*Available data*
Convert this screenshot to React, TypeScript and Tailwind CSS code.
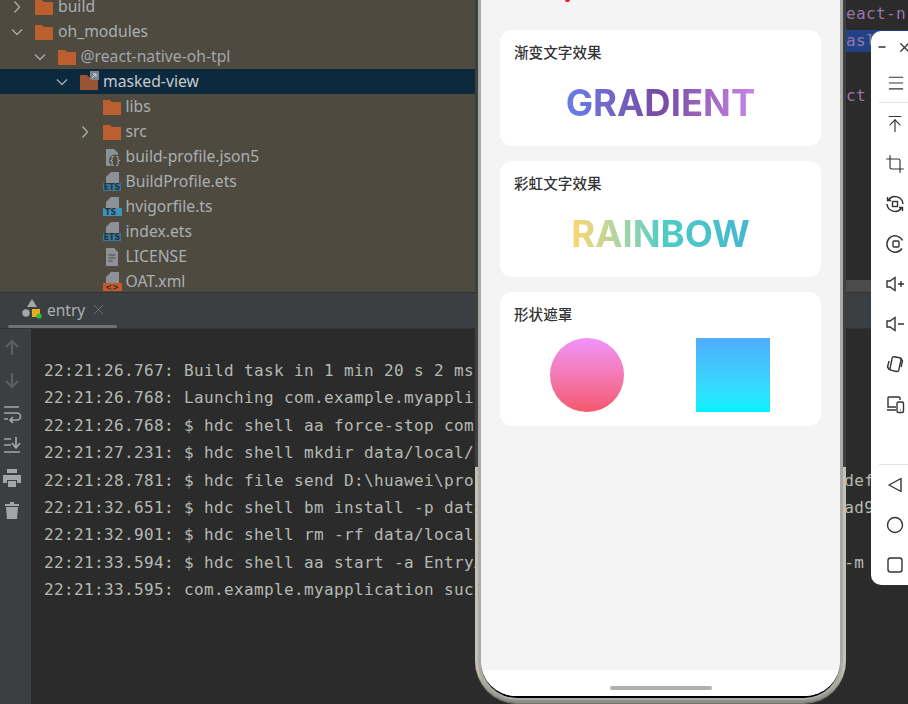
import { ArrowUpToLine, Crop, Menu, Minus, X } from "lucide-react";

// tree rows of the project panel
const treeRows = [
  { label: "build", level: 0, arrow: "right", icon: "folder" },
  { label: "oh_modules", level: 0, arrow: "down", icon: "folder" },
  { label: "@react-native-oh-tpl", level: 1, arrow: "down", icon: "folder", dim: true },
  { label: "masked-view", level: 2, arrow: "down", icon: "link", selected: true },
  { label: "libs", level: 3, icon: "folder" },
  { label: "src", level: 3, arrow: "right", icon: "folder" },
  { label: "build-profile.json5", level: 3, icon: "json" },
  { label: "BuildProfile.ets", level: 3, icon: "ets" },
  { label: "hvigorfile.ts", level: 3, icon: "ts" },
  { label: "index.ets", level: 3, icon: "ets" },
  { label: "LICENSE", level: 3, icon: "text" },
  { label: "OAT.xml", level: 3, icon: "xml" },
];

const logLines = [
  "22:21:26.767: Build task in 1 min 20 s 2 ms",
  "22:21:26.768: Launching com.example.myapplication",
  "22:21:26.768: $ hdc shell aa force-stop com.example.myapplication",
  "22:21:27.231: $ hdc shell mkdir data/local/tmp/4f1c",
  "22:21:28.781: $ hdc file send D:\\huawei\\project\\MyApplication\\entry\\build".padEnd(80) + "def",
  "22:21:32.651: $ hdc shell bm install -p data/local/tmp/4f1c".padEnd(80) + "ad9",
  "22:21:32.901: $ hdc shell rm -rf data/local/tmp/4f1c",
  "22:21:33.594: $ hdc shell aa start -a EntryAbility -b com.example".padEnd(80) + "-m",
  "22:21:33.595: com.example.myapplication successfully launched",
];

function TreeIcon({ type }: { type: string }) {
  if (type === "folder" || type === "link") {
    return (
      <svg width="18" height="18" viewBox="0 0 18 18" className="shrink-0 overflow-visible">
        <path d="M0 2h7l2 2h9v13H0z" fill={type === "link" ? "#9a5433" : "#bb5f2f"} />
        {type === "link" && (
          <>
            <rect x="10" y="-2" width="9" height="9" fill="#7b8288" />
            <path d="M12 5l4-4M13 1h3v3" stroke="#d5d8da" fill="none" />
          </>
        )}
      </svg>
    );
  }
  if (type === "json") {
    return (
      <svg width="18" height="18" viewBox="0 0 18 18" className="shrink-0">
        <path d="M3 1h8l4 4v13H3z" fill="#8b9196" />
        <circle cx="12" cy="12.5" r="6" fill="#4e4a40" />
        <text x="12" y="16" textAnchor="middle" fontSize="10" fontFamily="DejaVu Sans Mono" fill="#a9b0b6">{"{}"}</text>
      </svg>
    );
  }
  if (type === "text") {
    return (
      <svg width="18" height="18" viewBox="0 0 18 18" className="shrink-0">
        <path d="M3 0h8l4 4v14H3z" fill="#8b9196" />
        <path d="M5.5 7h7M5.5 10h7M5.5 13h4" stroke="#4e4a40" strokeWidth="1.2" />
      </svg>
    );
  }
  const band = type === "xml" ? "#c4582a" : type === "ts" ? "#3f93b8" : "#37789a";
  const label = type === "xml" ? "<>" : type === "ts" ? "TS" : "ETS";
  return (
    <svg width="19" height="19" viewBox="0 0 19 19" className="shrink-0">
      <path d="M8 0h8v11H3V5z" fill="#8b9196" />
      <rect x="0" y="11" width={type === "ets" ? 18 : 19} height="8" fill={band} />
      <text x={type === "ts" ? 2 : 9} y="17.6" textAnchor={type === "ts" ? "start" : "middle"} fontSize="8" fontWeight="700" fontFamily="DejaVu Sans" fill="#26323a">
        {label}
      </text>
    </svg>
  );
}

function TreeRow({ row }: { row: (typeof treeRows)[number] }) {
  return (
    <div
      className={`flex h-[25px] items-center ${row.selected ? "bg-[#0d293e] text-[#c6cbcf]" : row.dim ? "text-[#a0a6aa]" : "text-[#a9afb3]"}`}
      style={{ paddingLeft: 9 + row.level * 22.5 }}
    >
      <span className="flex w-[26px] shrink-0 items-center">
        {row.arrow === "down" && (
          <svg width="14" height="14" viewBox="0 0 14 14" className="ml-[1px]">
            <path d="M2 4.5l5 5 5-5" fill="none" stroke="#a5a9a9" strokeWidth="1.4" />
          </svg>
        )}
        {row.arrow === "right" && (
          <svg width="14" height="14" viewBox="0 0 14 14" className="ml-[1px]">
            <path d="M4.5 1.5l5 5.5-5 5.5" fill="none" stroke="#a5a9a9" strokeWidth="1.4" />
          </svg>
        )}
      </span>
      <span className="flex w-[23px] shrink-0">
        <TreeIcon type={row.icon} />
      </span>
      <span className="whitespace-nowrap">{row.label}</span>
    </div>
  );
}

function SideTool({ children, dim }: { children: React.ReactNode; dim?: boolean }) {
  return (
    <svg width="20" height="20" viewBox="0 0 20 20" className={dim ? "text-[#5c6063]" : "text-[#a3a6a8]"}>
      {children}
    </svg>
  );
}

function ConsoleGutter() {
  return (
    <div className="flex w-[31px] shrink-0 flex-col items-center gap-[12.4px] bg-[#3c3f41] pt-[9px] pr-[7px]">
      <SideTool dim>
        <path d="M10 17V3M4 9l6-6 6 6" fill="none" stroke="currentColor" strokeWidth="2" />
      </SideTool>
      <SideTool dim>
        <path d="M10 3v14M4 11l6 6 6-6" fill="none" stroke="currentColor" strokeWidth="2" />
      </SideTool>
      <SideTool>
        <path d="M2 4h15M2 10h13a3 3 0 010 7H9M11 14l-3 3 3 3M2 16h4" fill="none" stroke="currentColor" strokeWidth="1.7" />
      </SideTool>
      <SideTool>
        <path d="M2 4h7M2 10h7M2 17h16M14 2v10M10 8l4 5 4-5" fill="none" stroke="currentColor" strokeWidth="1.7" />
      </SideTool>
      <SideTool>
        <path d="M5 1h10v4H5zM1 7h18v8h-4v-3H5v3H1zM6 13h8v6H6z" fill="currentColor" />
      </SideTool>
      <SideTool>
        <path d="M3 4h14v2H3zM8 2h4v2H8zM4 7h12l-1 12H5z" fill="currentColor" />
      </SideTool>
    </div>
  );
}

function ToolIcon({ children }: { children: React.ReactNode }) {
  return (
    <svg width="20" height="20" viewBox="0 0 20 20" fill="none" stroke="#333333" strokeWidth="1.4">
      {children}
    </svg>
  );
}

function PhoneToolbar() {
  return (
    <div className="absolute top-[31px] left-[871px] flex h-[554px] w-[60px] flex-col rounded-l-[10px] bg-white pl-[6px] text-[#333333]">
      <div className="flex h-[32px] items-center gap-[10px]">
        <Minus size={10} strokeWidth={4} />
        <X size={15} strokeWidth={2} />
      </div>
      <div className="ml-[2px] flex h-[40px] w-[32px] items-center justify-center border-b border-[#e2e2e2] pl-[1px]">
        <Menu size={20} strokeWidth={1.3} />
      </div>
      <div className="flex flex-col pt-[1px] pl-[8px]">
        {[
          <ArrowUpToLine key="top" size={20} strokeWidth={1.4} />,
          <Crop key="crop" size={20} strokeWidth={1.4} />,
          <ToolIcon key="r1">
            <rect x="7.5" y="7.5" width="5" height="5" />
            <path d="M3.5 6A8 8 0 0118 10M16.5 14A8 8 0 012 10M2.5 3v3.5H6M17.5 17v-3.5H14" />
          </ToolIcon>,
          <ToolIcon key="r2">
            <rect x="8" y="7" width="6" height="6" rx="1" />
            <path d="M17.5 6.5A8.2 8.2 0 1017 14.5" />
          </ToolIcon>,
          <ToolIcon key="up">
            <path d="M2 7h3l5-3.5v13L5 13H2zM13 10h6M16 7v6" />
          </ToolIcon>,
          <ToolIcon key="down">
            <path d="M2 7h3l5-3.5v13L5 13H2zM13 10h6" />
          </ToolIcon>,
          <ToolIcon key="rot">
            <rect x="6" y="3" width="9" height="14" rx="2" transform="rotate(12 10 10)" />
            <path d="M4 7l-1.5 6 2 3M16 13l1.5-6-2-3" />
          </ToolIcon>,
          <ToolIcon key="dev">
            <path d="M11 13H3V4a1 1 0 011-1h10a1 1 0 011 1v2M2 16h9" />
            <rect x="12" y="8" width="6.5" height="10.5" rx="1.5" />
            <path d="M15 16h.6" />
          </ToolIcon>,
        ].map((icon, i) => (
          <div key={i} className="flex h-[40px] w-[20px] items-center justify-center">
            {icon}
          </div>
        ))}
      </div>
      <div className="mt-[40px] ml-[2px] w-[40px] border-t border-[#e2e2e2]" />
      <div className="flex flex-col pl-[8px]">
        <div className="flex h-[40px] w-[20px] items-center justify-center">
          <ToolIcon>
            <path d="M16 3.5v13L4 10z" strokeLinejoin="round" />
          </ToolIcon>
        </div>
        <div className="flex h-[40px] w-[20px] items-center justify-center">
          <ToolIcon>
            <circle cx="10" cy="10" r="7.5" />
          </ToolIcon>
        </div>
        <div className="flex h-[40px] w-[20px] items-center justify-center">
          <ToolIcon>
            <rect x="3" y="3" width="14" height="14" rx="2.5" />
          </ToolIcon>
        </div>
      </div>
    </div>
  );
}

function DemoCard({ title, children, tall }: { title: string; children: React.ReactNode; tall?: boolean }) {
  return (
    <div className={`w-[321px] rounded-[12px] bg-white px-[14px] pt-[12px] ${tall ? "h-[134px]" : "h-[116px]"}`}>
      <div className="text-[14.6px] leading-[20px] font-medium text-[#333333]">{title}</div>
      {children}
    </div>
  );
}

function Phone() {
  return (
    <div className="absolute top-0 left-[475px] h-[703px] w-[371px] rounded-b-[42px] bg-linear-to-b from-[#c6c0af] from-95% to-[#8c8b86] px-[3px] pb-[3px] shadow-[0_1px_0_#77746c]">
      {/* the upper part of the frame sits in shadow */}
      <div className="absolute top-0 left-0 h-[467px] w-[3px] bg-[#3f3f3f]" />
      <div className="absolute top-0 right-0 h-[467px] w-[3px] bg-[#3f3f3f]" />
      <div className="h-full rounded-b-[39px] bg-[#a9a9a6] px-[3px] pb-[2px]">
        <div className="h-full rounded-b-[36px] bg-black pb-[2px]">
          <div className="relative flex h-full flex-col overflow-hidden rounded-b-[35px] bg-white font-['Noto_Sans_CJK_SC','Noto_Sans',sans-serif]">
            <div className="absolute top-0 left-[84px] h-[2px] w-[5px] rounded-b-full bg-[#e8202a]" />
            <div className="flex flex-1 flex-col items-center gap-[15px] bg-[#f4f4f4] pt-[30px]">
              <DemoCard title="渐变文字效果">
                <div className="mt-[19px] flex justify-center">
                  <span className="bg-linear-to-r from-[#667eea] via-[#764ba2] to-[#c987e6] bg-clip-text font-['Inter',sans-serif] text-[36.5px] leading-[45px] font-bold text-transparent">
                    GRADIENT
                  </span>
                </div>
              </DemoCard>
              <DemoCard title="彩虹文字效果">
                <div className="mt-[19px] flex justify-center">
                  <span className="bg-linear-to-r from-[#ffd66b] via-[#4ecdc4] to-[#45b7d1] bg-clip-text font-['Inter',sans-serif] text-[36.5px] leading-[45px] font-bold text-transparent">
                    RAINBOW
                  </span>
                </div>
              </DemoCard>
              <DemoCard title="形状遮罩" tall>
                <div className="mt-[14px] flex justify-between pr-[37px] pl-[36px]">
                  <div className="h-[74px] w-[74px] rounded-full bg-linear-to-b from-[#f093fb] to-[#f5576c]" />
                  <div className="h-[74px] w-[74px] bg-linear-to-b from-[#4facfe] to-[#00f2fe]" />
                </div>
              </DemoCard>
            </div>
            <div className="flex h-[26px] shrink-0 justify-center bg-white pt-[16px]">
              <div className="h-[4px] w-[102px] rounded-full bg-[#b0b0b0]" />
            </div>
          </div>
        </div>
      </div>
    </div>
  );
}

export default function App() {
  return (
    <div className="relative flex h-[704px] w-[908px] flex-col overflow-hidden bg-[#2b2b2b]">
      <div className="flex h-[292px] shrink-0 overflow-hidden">
        <div className="-mt-[6px] w-[475px] shrink-0 overflow-hidden bg-[#4e4a40] font-['Noto_Sans',sans-serif] text-[15.7px]">
          {treeRows.map((row) => (
            <TreeRow key={row.label} row={row} />
          ))}
        </div>
        <div className="flex flex-1 flex-col overflow-hidden bg-[#2b2b2b] font-['DejaVu_Sans_Mono',monospace] text-[16px] tracking-[0.37px] text-[#9876aa]">
          <div className="h-[27px] pl-[371px] leading-[27px] whitespace-nowrap">eact-n</div>
          <div className="mt-[3px] h-[22px] bg-[#214283] pl-[371px] leading-[22px] whitespace-nowrap">asl</div>
          <div className="mt-[30px] h-[27px] pl-[371px] leading-[27px] whitespace-nowrap">ct</div>
          <div className="mt-auto h-[12px] bg-[#4b4b4b]" />
        </div>
      </div>
      <div className="flex h-[36px] shrink-0 flex-col border-t border-[#323232] bg-[#3c3f41]">
        <div className="flex flex-1 items-center pl-[22px] font-['Noto_Sans',sans-serif] text-[15.5px] text-[#a9afb3]">
          <svg width="20" height="20" viewBox="0 0 20 20" className="mt-[-1px]">
            <path d="M10 0l5 8H5z" fill="#a5a8aa" />
            <circle cx="4" cy="14" r="3.7" fill="#a5a8aa" />
            <rect x="10" y="10" width="8" height="8" fill="#e6ad1e" />
            <circle cx="17" cy="17" r="2.6" fill="#2fc32f" />
          </svg>
          <span className="mt-[3px] ml-[5px] leading-none">entry</span>
          <X size={17} strokeWidth={1} className="ml-[5px] text-[#7f8386]" />
        </div>
        <div className="ml-[8px] h-[3px] w-[109px] rounded-full bg-[#6e7275]" />
      </div>
      <div className="flex min-h-0 flex-1 border-t border-[#323232]">
        <ConsoleGutter />
        <div className="flex-1 overflow-hidden bg-[#2b2b2b] pt-[28px] pl-[13px] font-['DejaVu_Sans_Mono',monospace] text-[16px] leading-[27.4px] tracking-[0.37px] whitespace-pre text-[#b6b9b3]">
          {logLines.map((line) => (
            <div key={line}>{line}</div>
          ))}
        </div>
      </div>
      <Phone />
      <PhoneToolbar />
    </div>
  );
}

*The exercise*
Copy nothing but the lines from the top of the material through the line holding "Menu, Minus, X", exactly as written; omit pictures.

*Correct answer*
Convert this screenshot to React, TypeScript and Tailwind CSS code.
import { ArrowUpToLine, Crop, Menu, Minus, X } from "lucide-react";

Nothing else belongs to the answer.